As soon as you enter the Lortel for director Trip Cullman's tight and tense production of Anna Jordan's unsettling, hard-edged drama, Yen, the intention to catch audience members a little off-balance is evident.

Yen
Stefania LaVie Owen and Lucas Hedges
(Photo: Joan Marcus)

Playing upstage on a continuous loop before the play begins is projection designer Lucy Mackinnon's sped-up video that puts you in the driver's seat racing through London traffic. Sound Designer Fitz Patton revs up the tension.

Perhaps this is the way the world is seen through the eyes of Hench and Bobbie, the emotionally stilted half-brothers living in designer Mark Wendland's dreary interior of the Feltham housing project home where they apparently spend their days watching porn and playing video games.

At 16, Hench (Lucas Hedges) is the one in charge, as 14-year-old Bobbie (Justice Smith) tends to bounce around the room like a toddler, letting off enthused shouts of emotion.

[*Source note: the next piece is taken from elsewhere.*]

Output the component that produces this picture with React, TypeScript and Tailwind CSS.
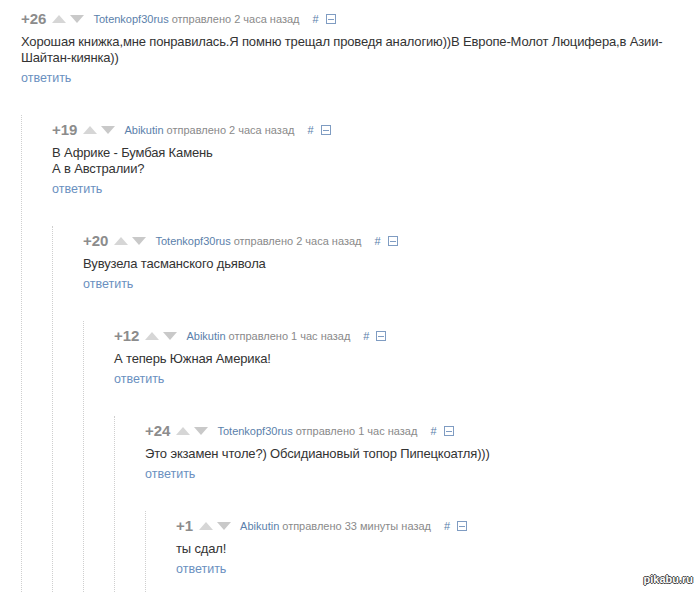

Both actors are excellent, as Hedges gradually reveals the layers of fear and innocence under Hench's tough exterior and Smith hits the right degree of realism in Bobbie's hyperactivity.

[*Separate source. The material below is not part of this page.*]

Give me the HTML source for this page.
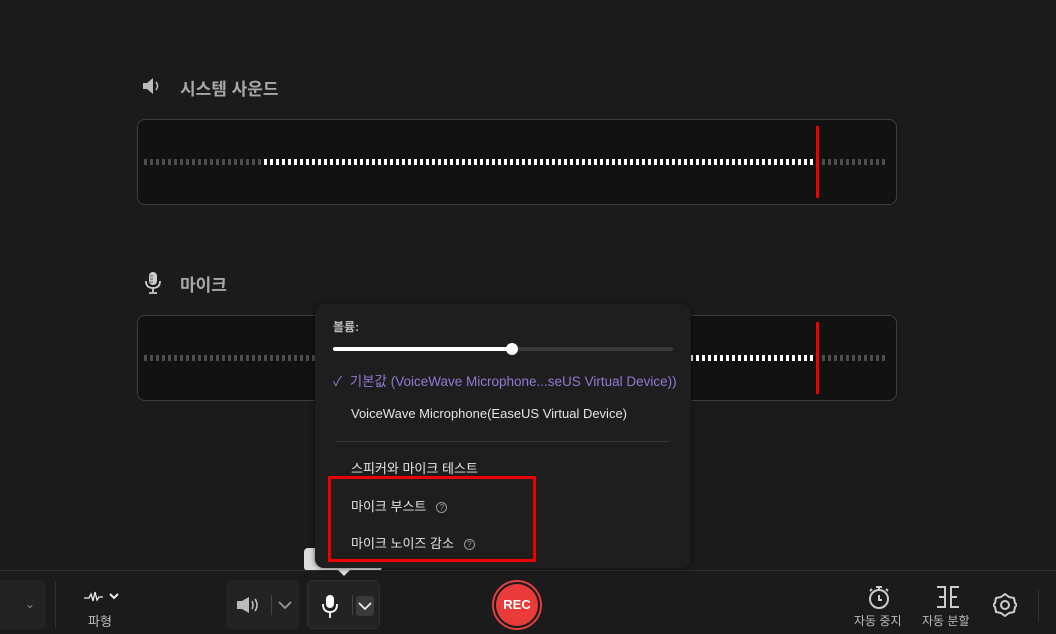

Their addicted mother, Maggie (Ari Graynor) lives with her boyfriend and only occasionally checks in with her sons to acquire money or weed. There's little chance for that, though, as the boys just get by with whatever they can steal, and are so broke that they share their only shirt until they can pay the cleaners for the big load of laundry they're holding.

Unseen by the audience is their dog, named Taliban because he's vicious and brown. A friendly and brave 16-year-old Welsh neighbor named Jenny (a thoughtful performance by Stefania LaVie Owen) has been observing the starving canine through the window and threatens to call the police to report animal cruelty until she sizes up the situation and sees that Hench and Bobbie are also in need of care.

Yen
Lucas Hedges, Ari Graynor and Justice Smith
(Photo: Joan Marcus)

Under her guidance, Hench begins exposing his vulnerability, and the two of them hesitantly explore intimacy. While Bobbie remains oblivious to mature emotions, Maggie sees the sensitive new girl in Hench's life as a threat to her control.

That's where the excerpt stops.